With shoes worth Rs 266 cr in tatters, UP kids walk ‘barefoot’ to schools

Diwali gift goes down the drain by Holi.
That precisely summarizes the fate of majority of pairs of shoes distributed among school kids of government-run primary and upper primary schools of Uttar Pradesh in November last year.
A reality check at a government-run primary school in Lucknow’s Jiamau area, at least suggests so.
“They are in tatters. The sole has worn out and it is painful to come to school almost barefoot in this hot weather,” said Rahul, a student of Class 2.
The same boy was super delighted when he got his first pair of black school shoes and socks along with several other children in November during Diwali.
“Almost all 50 pairs of shoes that our school students got as special Diwali gift are in tatters. Many kids hold their shoes together with rubber bands, others with laces,” admitted a teacher, not willing to be named for obvious reasons.
Officials, interestingly, are seized of the matter.
“We have ordered all Basic Shiksha Adhikari (BSAs) to replace these worn shoes as there is a provision of a 12-month warranty. Since shoes were purchased in November, it can be replaced,” said Sarvendra Vikram Bahadur Singh, director, basic education department.
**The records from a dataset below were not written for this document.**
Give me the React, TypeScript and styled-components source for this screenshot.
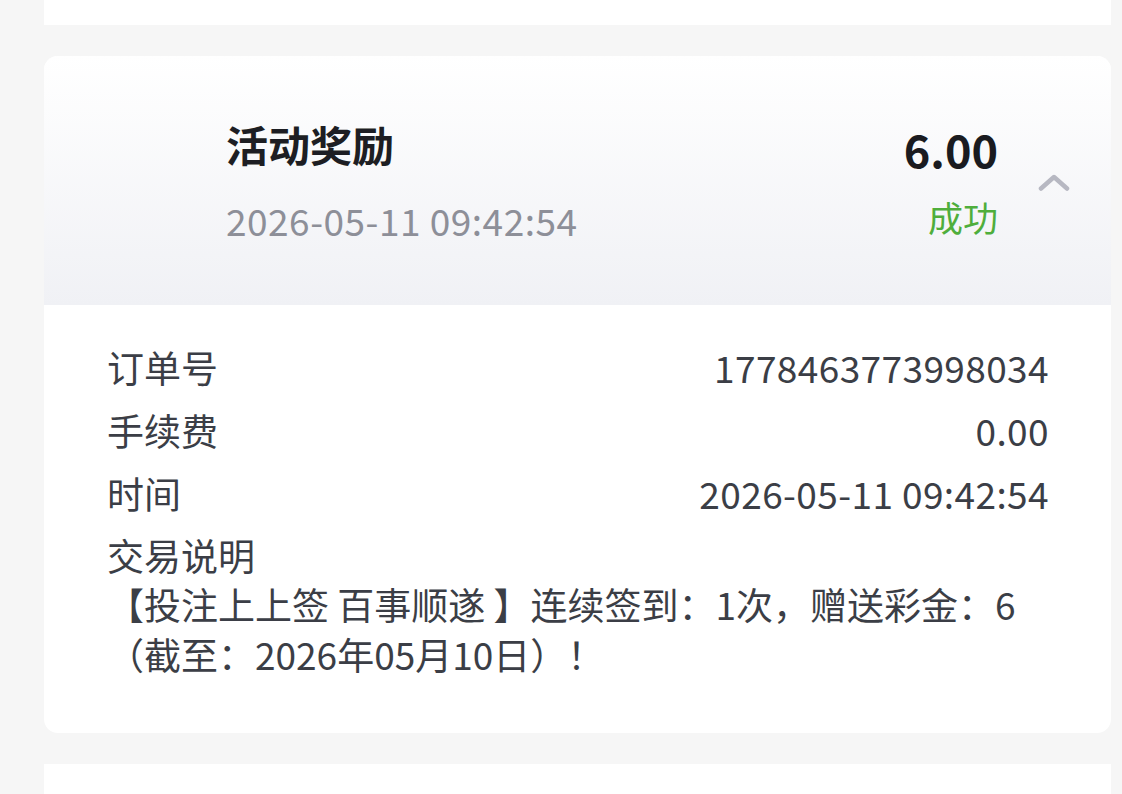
import styled, { createGlobalStyle } from 'styled-components';

const GlobalStyle = createGlobalStyle`
    html, body {
        margin: 0;
        padding: 0;
        background: #f6f6f6;
    }
    body {
        font-family: "Noto Sans CJK SC", "Noto Sans", sans-serif;
        -webkit-font-smoothing: antialiased;
    }
`;

type DetailRow = { label : string, value : string };

const rows : DetailRow[] = [
    { label: '订单号', value: '1778463773998034' },
    { label: '手续费', value: '0.00' },
    { label: '时间', value: '2026-05-11 09:42:54' },
];

const ChevronUp = () => (
    <svg width="32" height="18" viewBox="0 0 32 18" fill="none">
        <path d="M3 15.5 L16 4 L29 15.5" stroke="#b7b8c2" strokeWidth="4.5" strokeLinecap="round" strokeLinejoin="round" />
    </svg>
);

export default function App() {
    return (
        <Page>
            <GlobalStyle />
            <PrevCard />
            <Card>
                <Header>
                    <TitleBlock>
                        <Title>活动奖励</Title>
                        <Stamp>2026-05-11 09:42:54</Stamp>
                    </TitleBlock>
                    <AmountBlock>
                        <Amount>6.00</Amount>
                        <Status>成功</Status>
                    </AmountBlock>
                    <Toggle>
                        <ChevronUp />
                    </Toggle>
                </Header>
                <Details>
                    {rows.map(r => (
                        <Row key={r.label}>
                            <span>{r.label}</span>
                            <Value>{r.value}</Value>
                        </Row>
                    ))}
                    <NoteLabel>交易说明</NoteLabel>
                    <Note>
                        【投注上上签 百事顺遂 】连续签到：1次，赠送彩金：6（截至：2026年05月10日）！
                    </Note>
                </Details>
            </Card>
            <NextCard />
        </Page>
    );
}

const Page = styled.div`
    display: flex;
    flex-direction: column;
    gap: 31px;
    padding: 0 11px 0 44px;
    height: 794px;
    overflow: hidden;
    box-sizing: border-box;
`;

const PrevCard = styled.div`
    flex: 0 0 25px;
    background: #ffffff;
`;

const NextCard = styled.div`
    flex: 0 0 60px;
    background: #ffffff;
`;

const Card = styled.div`
    flex: 0 0 auto;
    background: #ffffff;
    border-radius: 14px;
    overflow: hidden;
`;

const Header = styled.div`
    display: flex;
    align-items: center;
    height: 249px;
    box-sizing: border-box;
    padding: 0 41px 0 182px;
    background: linear-gradient(180deg, #ffffff 0%, #f0f1f5 100%);
`;

const TitleBlock = styled.div`
    flex: 1 1 auto;
    display: flex;
    flex-direction: column;
    gap: 28px;
`;

const Title = styled.div`
    font-size: 42px;
    line-height: 50px;
    font-weight: 700;
    color: #1d1e23;
`;

const Stamp = styled.div`
    font-size: 37px;
    line-height: 46px;
    letter-spacing: 0.5px;
    color: #8d8f98;
`;

const AmountBlock = styled.div`
    display: flex;
    flex-direction: column;
    align-items: flex-end;
    gap: 19px;
    margin-top: 2px;
`;

const Amount = styled.div`
    font-size: 45px;
    line-height: 52px;
    font-weight: 700;
    color: #1a1b20;
`;

const Status = styled.div`
    font-size: 35px;
    line-height: 46px;
    color: #4fae3c;
`;

const Toggle = styled.div`
    display: flex;
    margin-left: 40px;
    margin-top: 2px;
`;

const Details = styled.div`
    padding: 37px 62px 54px 63px;
    display: flex;
    flex-direction: column;
    color: #3b3e46;
    font-size: 37px;
`;

const Row = styled.div`
    display: flex;
    justify-content: space-between;
    align-items: center;
    line-height: 50px;
    margin-bottom: 13px;
`;

const Value = styled.span`
    text-align: right;
    letter-spacing: 0.4px;
`;

const NoteLabel = styled.div`
    line-height: 48px;
`;

const Note = styled.div`
    line-height: 50px;
    padding-right: 30px;
`;
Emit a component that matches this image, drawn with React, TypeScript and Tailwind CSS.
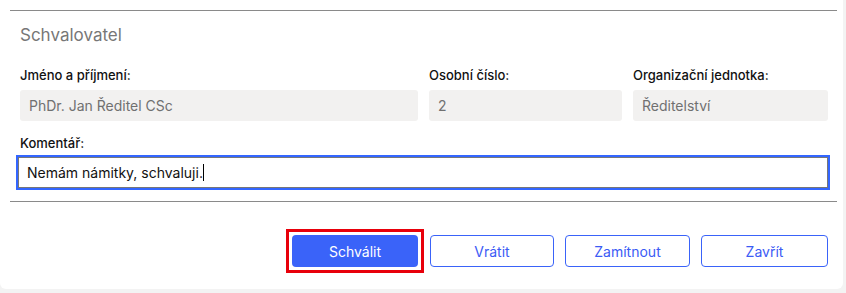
import React from "react";

export default function App() {
  const font = { fontFamily: "Inter, 'Liberation Sans', sans-serif" };
  const outBtn =
    "h-[32px] border border-[#3a63f9] text-[#3b5bf5] rounded-[4px] text-[14px] bg-white";
  return (
    <div className="w-[846px] h-[293px] bg-[#f3f3f3]" style={font}>
      <div className="w-[843px] h-[289px] bg-white rounded-b-[6px] pt-[10px] pl-[10px] pr-[6px]">
        <div className="h-px bg-[#8a8a8a]" />
        <div className="pl-[10px] pt-[13px] text-[17px] leading-[22px] text-[#777]">Schvalovatel</div>
        <div className="grid grid-cols-[398px_193px_195px] gap-x-[11px] mt-[21px] pl-[10px]">
          {[
            ["Jméno a příjmení:", "PhDr. Jan Ředitel CSc"],
            ["Osobní číslo:", "2"],
            ["Organizační jednotka:", "Ředitelství"],
          ].map(([l, v]) => (
            <div key={l}>
              <div className="text-[13px] leading-[16px] font-medium text-[#111]">{l}</div>
              <div className="mt-[7px] h-[31px] bg-[#f2f1f0] rounded-[3px] pl-[9px] flex items-center text-[14px] text-[#707070]">
                {v}
              </div>
            </div>
          ))}
        </div>
        <div className="pl-[10px] mt-[14px] text-[13px] leading-[16px] font-medium text-[#111]">Komentář:</div>
        <div className="ml-[6px] mr-[7px] mt-[4px] h-[35px] border-2 border-[#3366ff]">
          <div className="h-full border border-[#777] flex items-center pl-[8px] text-[14px] text-[#111]">
            Nemám námitky, schvaluji.<span className="inline-block w-px h-[17px] bg-black" />
          </div>
        </div>
        <div className="h-px bg-[#8a8a8a] mt-[11px]" />
        <div className="flex justify-end gap-[11px] pr-[9px] mt-[33px]">
          <div className="relative mr-px">
            <button className="w-[126px] h-[32px] bg-[#3a63f9] text-white rounded-[4px] text-[14px] block">
              Schválit
            </button>
            <span className="absolute -inset-[6px] border-[3px] border-[#e8000b] pointer-events-none" />
          </div>
          <button className={`w-[124px] ${outBtn}`}>Vrátit</button>
          <button className={`w-[125px] ${outBtn}`}>Zamítnout</button>
          <button className={`w-[127px] ${outBtn}`}>Zavřít</button>
        </div>
      </div>
    </div>
  );
}
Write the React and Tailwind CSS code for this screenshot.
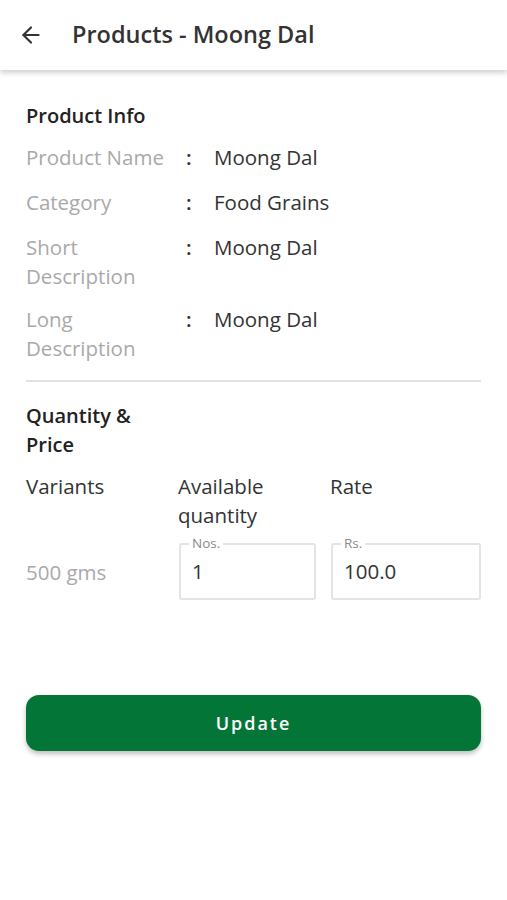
import React from 'react';
import { ArrowLeft } from 'lucide-react';

const font = { fontFamily: '"Open Sans", "Noto Sans", sans-serif' };

const InfoRow = ({ label, value, className = '' }) => (
  <div className={`flex items-start text-[20.5px] leading-[29px] ${className}`}>
    <div className="w-[145px] shrink-0 text-[#a9a9a9]">{label}</div>
    <div className="w-[43px] shrink-0 pl-[15px] text-[#333] font-semibold">:</div>
    <div className="flex-1 text-[#333]">{value}</div>
  </div>
);

const OutlinedField = ({ label, value, className }) => (
  <div className={`relative h-[57px] border-2 border-[#e3e3e8] rounded-[3px] flex items-center px-[11px] ${className}`}>
    <span className="absolute -top-[11px] left-[8px] bg-white px-[3px] text-[13.5px] leading-[18px] text-[#8a8a8a]">
      {label}
    </span>
    <span className="text-[20.5px] text-[#333]">{value}</span>
  </div>
);

export default function App() {
  return (
    <div className="w-[507px] h-[900px] bg-white flex flex-col" style={font}>
      <header className="h-[70px] shrink-0 flex items-center px-[18px] bg-white shadow-[0_3px_5px_rgba(0,0,0,0.18)] z-10">
        <ArrowLeft className="w-[26px] h-[26px] text-[#333]" strokeWidth={2} />
        <h1 className="ml-[28px] text-[23.5px] font-semibold text-[#333]">Products - Moong Dal</h1>
      </header>

      <main className="flex-1 px-[26px] pt-[32px]">
        <h2 className="text-[20px] font-semibold text-[#222] leading-[28px] mb-[13px]">Product Info</h2>
        <div className="flex flex-col gap-[16px]">
          <InfoRow label="Product Name" value="Moong Dal" />
          <InfoRow label="Category" value="Food Grains" />
          <InfoRow label="Short Description" value="Moong Dal" />
          <InfoRow label="Long Description" value="Moong Dal" className="-mt-[2px]" />
        </div>

        <div className="h-[2px] bg-[#e2e2e2] mt-[17px]" />

        <h2 className="mt-[19px] w-[130px] text-[20px] font-semibold text-[#222] leading-[29px]">Quantity &amp; Price</h2>

        <div className="grid grid-cols-[152px_152px_1fr] mt-[13px] text-[20.5px] leading-[29px] text-[#333]">
          <div>Variants</div>
          <div>Available quantity</div>
          <div>Rate</div>
        </div>

        <div className="grid grid-cols-[152px_152px_1fr] items-center mt-[13px]">
          <div className="text-[20.5px] text-[#a9a9a9] pt-[1px]">500 gms</div>
          <OutlinedField label="Nos." value="1" className="mr-[14px] ml-[1px]" />
          <OutlinedField label="Rs." value="100.0" className="ml-[1px]" />
        </div>

        <button className="mt-[95px] w-full h-[56px] rounded-[13px] bg-[#037536] text-white text-[18px] font-semibold tracking-[2px] shadow-[0_3px_5px_rgba(0,0,0,0.25)]">
          Update
        </button>
      </main>
    </div>
  );
}
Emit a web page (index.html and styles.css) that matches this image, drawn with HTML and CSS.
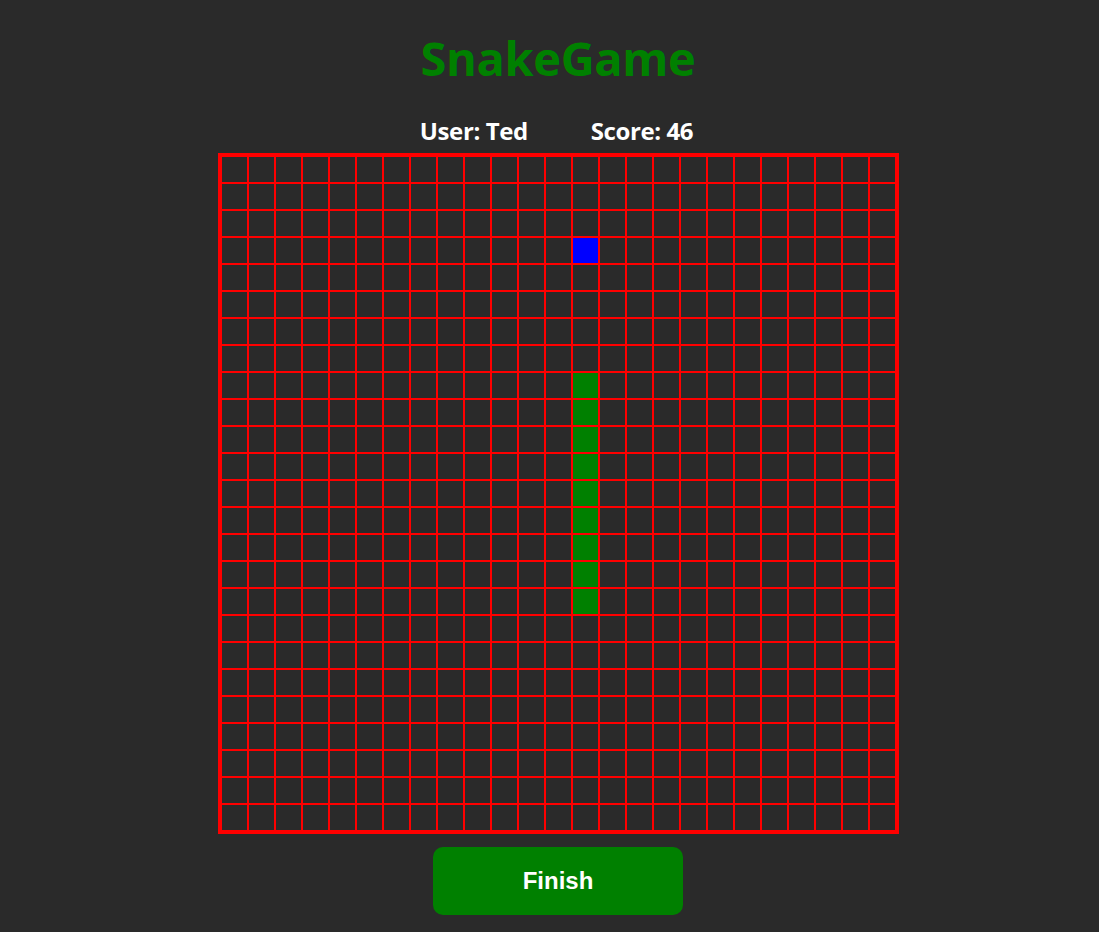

To recall, soon after changing the color of school uniform from khaki to pink and brown, the state government had announced to give a new pair of shoes and socks to all 1.54 crore students studying in primary and upper primary schools across the state.
Earlier in October, the state cabinet had approved the free distribution of shoes, socks and sweaters to students of classes 1 to 8.
A sum of Rs 266 crore was earmarked for distribution of shoes/socks to the about 1.54 crore students.
The cost of each pair of shoes was Rs 135.75 while socks came at Rs 21.85 a pair.
Bought on a shoe-string budget, many insist the shoes were of substandard quality.
“My shoes now look more of a sandal as the upper part got partly damaged even before Holi,” said Satish, A class 3 student.
“It is better to come barefoot or in bathroom slippers than to come wearing these substandard shoes,” he added.
Some students also complained that they could not wear the shoes as they were either bigger or smaller than their feet.